During the years of 2008 through 2011, coffee-producing countries in Central America and the Caribbean took a hard hit from an outbreak of Coffee leaf rust (CLR). CLR causes the leaves of coffee plants to fall off, reduces quality of beans, and makes the crop more susceptible to other diseases.
What led to the outbreak of CLR? An increase in humidity, due to climate change, has been cited by some scientists. These same researchers have expressed fear that the 3-year stint of CLR is merely the harbinger of a Coffee-Apocalypse. However, there are a number of reasons to question that claim. First, the IPCC temperature projections have consistently overestimated the observed temperature data. Second, many claims of the adverse effects of ‘climate change’ on agriculture have been debunked by consistent increases in agricultural productivity. Third, there are well-supported arguments for the benefits of CO2 on the production of various crops.

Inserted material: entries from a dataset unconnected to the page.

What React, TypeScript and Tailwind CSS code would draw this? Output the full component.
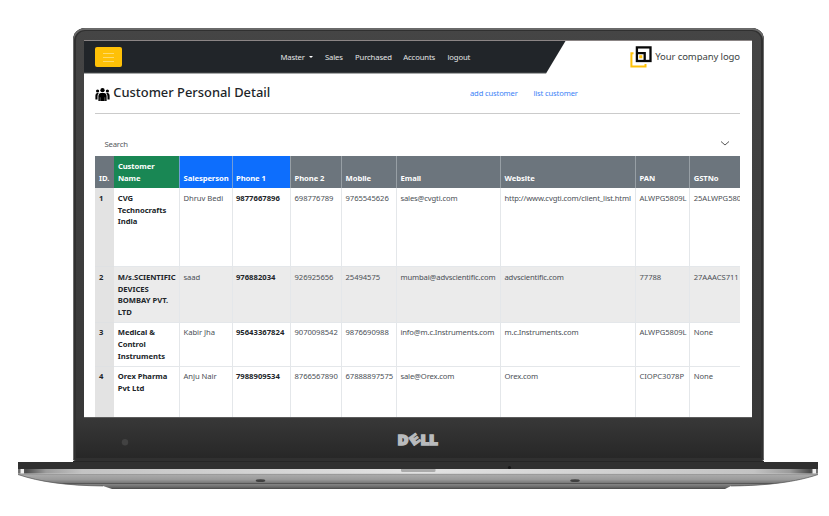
import React from "react";

type Row = { id: string; name: string; cells: string[]; height: string; shade: string };

const columns = "grid grid-cols-[18.5px_65.7px_52.4px_58.6px_51px_55px_104px_135px_54.2px_50.6px]";

const headers = [
  { label: "ID.", color: "bg-[#6c757d]" },
  { label: "Customer Name", color: "bg-[#198754]" },
  { label: "Salesperson", color: "bg-[#0d6efd]" },
  { label: "Phone 1", color: "bg-[#0d6efd]" },
  { label: "Phone 2", color: "bg-[#6c757d]" },
  { label: "Mobile", color: "bg-[#6c757d]" },
  { label: "Email", color: "bg-[#6c757d]" },
  { label: "Website", color: "bg-[#6c757d]" },
  { label: "PAN", color: "bg-[#6c757d]" },
  { label: "GSTNo", color: "bg-[#6c757d]" },
];

const cellStyles = [
  "",
  "font-bold text-[#212529] tracking-[0.03px]",
  "",
  "",
  "tracking-[-0.15px]",
  "tracking-[-0.14px]",
  "",
  "",
];

const rows: Row[] = [
  {
    id: "1",
    name: "CVG Technocrafts India",
    cells: ["Dhruv Bedi", "9877667896", "698776789", "9765545626", "sales@cvgti.com", "http://www.cvgti.com/client_list.html", "ALWPG5809L", "25ALWPG580"],
    height: "h-[79px]",
    shade: "bg-white",
  },
  {
    id: "2",
    name: "M/s.SCIENTIFIC DEVICES BOMBAY PVT. LTD",
    cells: ["saad", "976882034", "926925656", "25494575", "mumbai@advscientific.com", "advscientific.com", "77788", "27AAACS711"],
    height: "h-[55.5px]",
    shade: "bg-[#ebebeb]",
  },
  {
    id: "3",
    name: "Medical & Control Instruments",
    cells: ["Kabir Jha", "95643367824", "9070098542", "9876690988", "info@m.c.Instruments.com", "m.c.Instruments.com", "ALWPG5809L", "None"],
    height: "h-[44px]",
    shade: "bg-white",
  },
  {
    id: "4",
    name: "Orex Pharma Pvt Ltd",
    cells: ["Anju Nair", "7988909534", "8766567890", "67888897575", "sale@Orex.com", "Orex.com", "CIOPC3078P", "None"],
    height: "h-[60px]",
    shade: "bg-white",
  },
];

function Navbar() {
  return (
    <nav className="relative flex h-8 shrink-0 items-center">
      <svg className="absolute inset-0" width="668" height="33" viewBox="0 0 668 33">
        <path d="M0 0H481.5L462 32.5H0Z" fill="#212529" />
        <path d="M0 32.3H462" stroke="#b5b6b7" strokeWidth="0.8" />
      </svg>
      <button className="relative ml-[11px] flex h-[20px] w-[27px] flex-col items-center justify-center gap-[3px] rounded-[2px] bg-[#ffc107]">
        <span className="h-px w-[11px] bg-[#ffda68]" />
        <span className="h-px w-[11px] bg-[#ffda68]" />
        <span className="h-px w-[11px] bg-[#ffda68]" />
      </button>
      <div className="relative ml-[158.4px] flex items-center whitespace-nowrap pt-[1.6px] text-[7.7px] tracking-[-0.13px] text-[#e4e5e6]">
        <span className="w-[28.6px]">Master</span>
        <span className="mb-px h-0 w-0 border-x-[2.5px] border-t-[2.5px] border-x-transparent border-t-white" />
        <span className="ml-[12px] w-[30px]">Sales</span>
        <span className="w-[48.3px]">Purchased</span>
        <span className="w-[44.2px]">Accounts</span>
        <span>logout</span>
      </div>
      <div className="relative ml-auto mr-[12px] flex items-center gap-[3px] text-[9.5px] tracking-[-0.09px] text-[#3c3f42]">
        <svg width="22" height="23" viewBox="0 0 22 23">
          <path d="M3.5 7.2H1.4V20.6H15.5V18" fill="none" stroke="#ffc107" strokeWidth="2" />
          <rect x="6.9" y="1.4" width="13.6" height="13.6" fill="white" stroke="#080808" strokeWidth="2.3" />
          <path d="M7 7.1H14.7V15" fill="none" stroke="#080808" strokeWidth="2.3" />
          <rect x="9.2" y="9.2" width="3.1" height="3.1" fill="#ffc107" />
        </svg>
        <span className="whitespace-nowrap">Your company logo</span>
      </div>
    </nav>
  );
}

function PeopleIcon() {
  return (
    <svg className="mt-0.5 shrink-0" width="15" height="13" viewBox="0 0 15 13" fill="black">
      <circle cx="7.5" cy="2.2" r="2.15" />
      <circle cx="2.6" cy="3" r="1.6" />
      <circle cx="12.4" cy="3" r="1.6" />
      <path d="M3.4 12.9V8.5Q3.4 5.2 6 5H9Q11.6 5.2 11.6 8.5V12.9Z" />
      <path d="M2.5 11.4H.4V7.5Q.4 5.2 2.3 5.1H3.8Q2.5 6.3 2.5 8.5Z M12.5 11.4H14.6V7.5Q14.6 5.2 12.7 5.1H11.2Q12.5 6.3 12.5 8.5Z" />
      <path d="M5.2 9.3V13M9.8 9.3V13" stroke="white" strokeWidth=".35" />
    </svg>
  );
}

function CustomerTable() {
  return (
    <div className="ml-[11px] w-[645px] overflow-hidden text-[7.65px] leading-[11.8px] tracking-[-0.04px] text-[#4b5056]">
      <div className={`${columns} h-8 font-bold text-white`}>
        {headers.map((h, i) => (
          <div
            key={h.label}
            className={`flex items-end pb-[3.2px] ${i ? "border-l pl-[3.4px] tracking-[-0.08px]" : "pl-[4px]"} ${i === 1 ? "pr-4" : ""} ${i > 1 ? "border-l-[#b4bac0]/60" : "border-l-[#198754]"} ${h.color}`}
          >
            {h.label}
          </div>
        ))}
      </div>
      {rows.map((r) => (
        <div key={r.id} className={`${columns} ${r.height} ${r.shade}`}>
          <div className="border-b border-[#dfe1e3] bg-[#e3e3e3] pl-[4px] pt-[4.9px] font-bold text-[#212529]">{r.id}</div>
          <div className="border-b border-[#e4e7ea] pl-[4.3px] pt-[4.9px] font-bold text-[#212529]">{r.name}</div>
          {r.cells.map((c, i) => (
            <div
              key={i}
              className={`whitespace-nowrap border-b border-l border-[#e4e7ea] pl-[3.3px] pt-[4.9px] ${cellStyles[i]}`}
            >
              {c}
            </div>
          ))}
        </div>
      ))}
    </div>
  );
}

function Screen() {
  return (
    <main className="flex h-[376px] w-[668px] flex-col overflow-hidden bg-white">
      <Navbar />
      <header className="flex h-10 shrink-0 items-center pl-[11px]">
        <PeopleIcon />
        <h1 className="ml-[3.3px] w-[356.7px] whitespace-nowrap text-[12.9px] font-medium text-[#212529]">Customer Personal Detail</h1>
        <a className="w-[63.5px] whitespace-nowrap pt-0.5 text-[7.6px] tracking-[-0.14px] text-[#3b82f6]">add customer</a>
        <a className="whitespace-nowrap pt-0.5 text-[7.6px] tracking-[-0.14px] text-[#3b82f6]">list customer</a>
      </header>
      <div className="mx-[11px] mr-3 h-px shrink-0 bg-[#cbcbcb]" />
      <div className="flex h-[42px] shrink-0 items-end justify-between pb-[6px] pl-[20.5px] pr-[22px]">
        <span className="text-[7.7px] leading-[12px] tracking-[-0.18px] text-[#54585d]">Search</span>
        <svg className="mb-[3px]" width="10" height="7" viewBox="0 0 10 7">
          <path d="M1 1.5L5 5L9 1.5" fill="none" stroke="#444" strokeWidth=".9" />
        </svg>
      </div>
      <CustomerTable />
    </main>
  );
}

function Chin() {
  return (
    <svg width="691" height="45" viewBox="73 417 691 45" className="block">
      <path d="M84 417.3H752" stroke="#858585" strokeWidth=".6" />
      <circle cx="125" cy="442.3" r="3.2" fill="#424242" />
      <g fill="#b9bbbd" stroke="#b9bbbd" strokeWidth="1.5" fontFamily="Open Sans, Noto Sans, sans-serif" fontWeight="800" fontSize="14.6">
        <text x="397.4" y="445" textLength="11" lengthAdjust="spacingAndGlyphs">D</text>
        <text x="-5" y="5" textLength="10.5" lengthAdjust="spacingAndGlyphs" fontSize="13.5" strokeWidth=".7" transform="translate(414.3 439.6) rotate(-35)">E</text>
        <text x="420.6" y="445" textLength="8.9" lengthAdjust="spacingAndGlyphs">L</text>
        <text x="429" y="445" textLength="8.9" lengthAdjust="spacingAndGlyphs">L</text>
      </g>
    </svg>
  );
}

function Base() {
  return (
    <svg width="829" height="28" viewBox="0 461 829 28" className="block">
      <defs>
        <linearGradient id="metal" x1="0" y1="473" x2="0" y2="489" gradientUnits="userSpaceOnUse">
          <stop offset="0" stopColor="#858585" />
          <stop offset=".15" stopColor="#a8a8a8" />
          <stop offset=".4" stopColor="#9b9b9b" />
          <stop offset=".63" stopColor="#767676" />
          <stop offset=".66" stopColor="#525252" />
          <stop offset=".72" stopColor="#828282" />
          <stop offset=".88" stopColor="#696969" />
          <stop offset="1" stopColor="#484848" />
        </linearGradient>
        <linearGradient id="edge" x1="18" y1="0" x2="818" y2="0" gradientUnits="userSpaceOnUse">
          <stop offset="0" stopColor="#777" />
          <stop offset=".01" stopColor="#4b4b4b" />
          <stop offset=".035" stopColor="#9b9b9b" />
          <stop offset=".08" stopColor="#c3c3c3" />
          <stop offset=".5" stopColor="#e2e2e2" />
          <stop offset=".92" stopColor="#c3c3c3" />
          <stop offset=".965" stopColor="#9b9b9b" />
          <stop offset=".99" stopColor="#4b4b4b" />
          <stop offset="1" stopColor="#777" />
        </linearGradient>
      </defs>
      <path d="M73 461H764V462H73Z" fill="#262626" />
      <path d="M18 473.5H818V474.5C796 482 768 486 731 486L725 489H112L103 486C67 486 40 482 18 474.5Z" fill="url(#metal)" />
      <path d="M18 474.5C40 482 67 485.5 103 486M818 474.5C796 482 768 485.5 731 486" fill="none" stroke="#555" strokeWidth=".7" />
      <path d="M18 462H818V470H18Z" fill="#303030" />
      <path d="M18 469H818V473.5H18Z" fill="url(#edge)" />
      <path d="M20.5 469H24V473.5H20.5ZM812.5 469H816V473.5H812.5Z" fill="#eee" />
      <path d="M401 469H435.5V470.5Q435.5 472 434 472H402.5Q401 472 401 470.5Z" fill="#aaa" />
      <ellipse cx="260.5" cy="480.7" rx="4.8" ry="1.4" fill="#414141" />
      <ellipse cx="575" cy="480.7" rx="4.8" ry="1.4" fill="#414141" />
      <circle cx="509.5" cy="467.5" r="1.6" fill="#181818" />
    </svg>
  );
}

export default function App() {
  return (
    <div className="h-[516px] w-[829px] overflow-hidden bg-white pt-7 font-['Noto_Sans','Open_Sans',sans-serif]">
      <div className="ml-[73px] h-[433px] w-[691px] rounded-b-[3px] rounded-t-[12px] bg-linear-to-b from-[#454545] via-[#383838] via-90% to-[#262626] shadow-[inset_0_1px_0_1px_#6a6a6a,inset_0_0_0_3px_#303030]">
        <div className="pl-[11px] pt-3">
          <div className="w-[668px] border-t border-[#8b8585]">
            <Screen />
          </div>
        </div>
        <Chin />
      </div>
      <Base />
    </div>
  );
}
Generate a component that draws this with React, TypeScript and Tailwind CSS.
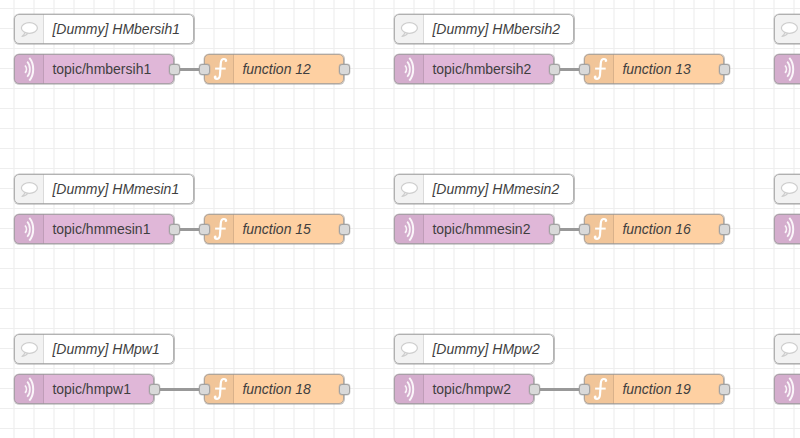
type Kind = "comment" | "mqtt" | "function";

const FILL: Record<Kind, string> = {
  comment: "bg-white",
  mqtt: "bg-[#e0b7d8]",
  function: "bg-[#fed0a2]",
};

function Icon({ kind }: { kind: Kind }) {
  if (kind === "comment") {
    return (
      <svg viewBox="0 0 30 30" className="size-[30px] shrink-0" fill="none">
        <path
          d="M11 18.4c-.4 1.7-1.4 2.9-3 4 2.6-.3 4.6-1.3 6-3.4"
          fill="#efefef"
          stroke="#cdcdcd"
          strokeWidth="1.2"
          strokeLinejoin="round"
        />
        <ellipse cx="15.4" cy="14" rx="8" ry="5.3" fill="#fff" stroke="#cdcdcd" strokeWidth="1.2" />
      </svg>
    );
  }
  if (kind === "mqtt") {
    return (
      <svg viewBox="0 0 30 30" className="size-[30px] shrink-0" fill="none" stroke="#fff" strokeOpacity="0.88">
        <path d="M15.3 3.8c5.2 6 5.2 16.8 0 22.8" strokeWidth="2" />
        <path d="M13.2 7.6c3.6 4 3.6 11.2 0 15.2" strokeWidth="1.7" />
        <path d="M11 11.5c1.9 2.1 1.9 5.3 0 7.4" strokeWidth="1.7" />
      </svg>
    );
  }
  return (
    <svg viewBox="0 0 30 30" className="size-[30px] shrink-0" fill="none" stroke="#fff">
      <path
        d="M22.2 7.2c-.1-1.6-1-2.2-2.3-2.2-2.2 0-2.9 1.7-3.1 4.3l-.8 11.2c-.2 2.8-1.1 4.3-2.9 4.3-1.5 0-2.3-.7-2.3-2.4"
        strokeWidth="2.2"
      />
      <path d="M11.1 14.6h10.6" strokeWidth="2" />
      <circle cx="21.8" cy="7" r="1.1" fill="#fff" stroke="none" />
      <circle cx="11.3" cy="22.8" r="1.2" fill="#fff" stroke="none" />
    </svg>
  );
}

function Port({ x, y }: { x: number; y: number }) {
  return (
    <div
      className="absolute size-[11px] rounded-[3px] border border-[#a3a3a3] bg-[#d9d9d9] shadow-[0_0_0_0.4px_rgba(153,153,153,0.5)]"
      style={{ left: x - 5, top: y - 5 }}
    />
  );
}

function Node({ kind, x, y, w, label }: { kind: Kind; x: number; y: number; w: number; label?: string }) {
  return (
    <div className={`absolute h-[30px] rounded-[5px] ${FILL[kind]}`} style={{ left: x, top: y, width: w }}>
      <div className="flex h-full items-center">
        <div className="h-full w-[30px] shrink-0 rounded-l-[5px] border-r border-black/10 bg-black/5">
          <Icon kind={kind} />
        </div>
        {label && (
          <span
            className={`pl-[8.4px] text-[14px] leading-[30px] whitespace-nowrap text-[#3f3f3f] ${
              kind === "mqtt" ? "" : "italic"
            }`}
          >
            {label}
          </span>
        )}
      </div>
      <div className="absolute inset-0 rounded-[5px] border border-[#999]/75 shadow-[0.3px_0.1px_0_0.7px_rgba(153,153,153,0.6)]" />
    </div>
  );
}

const COLS = [14, 394];
const EDGE_COL = 774;
const ROWS = [
  { y: 14, name: "bersih", commentW: 180, topicW: 160, fn: 12 },
  { y: 174, name: "mesin", commentW: 180, topicW: 160, fn: 15 },
  { y: 334, name: "pw", commentW: 160, topicW: 140, fn: 18 },
];

export default function App() {
  return (
    <div
      className="relative h-[438px] w-[800px] overflow-hidden bg-white bg-[linear-gradient(to_bottom,#eeeeee_1px,transparent_1px),linear-gradient(to_right,#f5f5f5_2px,transparent_2px)] bg-[size:20px_20px] bg-[position:0_8px,13px_0]"
      style={{ fontFamily: '"Liberation Sans", Arial, sans-serif' }}
    >
      {ROWS.map((row) =>
        COLS.map((x, c) => {
          const mid = row.y + 55;
          return (
            <div key={`${row.name}${c}`}>
              <div
                className="absolute h-[3px] bg-[#999]"
                style={{ left: x + row.topicW, top: mid - 1.5, width: 190 - row.topicW }}
              />
              <Node kind="comment" x={x} y={row.y} w={row.commentW} label={`[Dummy] HM${row.name}${c + 1}`} />
              <Node kind="mqtt" x={x} y={row.y + 40} w={row.topicW} label={`topic/hm${row.name}${c + 1}`} />
              <Node kind="function" x={x + 190} y={row.y + 40} w={140} label={`function ${row.fn + c}`} />
              <Port x={x + row.topicW} y={mid} />
              <Port x={x + 190} y={mid} />
              <Port x={x + 330} y={mid} />
            </div>
          );
        }),
      )}
      {/* Only the icon cells of the third column fall inside the viewport */}
      {ROWS.map((row) => (
        <div key={row.name}>
          <Node kind="comment" x={EDGE_COL} y={row.y} w={row.commentW} />
          <Node kind="mqtt" x={EDGE_COL} y={row.y + 40} w={row.topicW} />
        </div>
      ))}
    </div>
  );
}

As the climate-coffee alarmism has heated up, a group of researchers from the University of Exeter sought to clear the air. They declared: “We find no evidence for an overall trend in disease risk in coffee-growing regions of Colombia from 1990 to 2015, therefore, while weather conditions were more conducive to disease outbreaks from 2008 to 2011, we reject the climate change hypothesis.”
In summary, we need to filter the cause-and-effect claims that inundate our senses through a lens that values sound research practices, rather than dubious temperature projections. So, put on a pot of coffee and take a deep breath. If Starbucks begins to burn a larger hole in our back pocket, we can be fairly confident that the climate has nothing to do with it.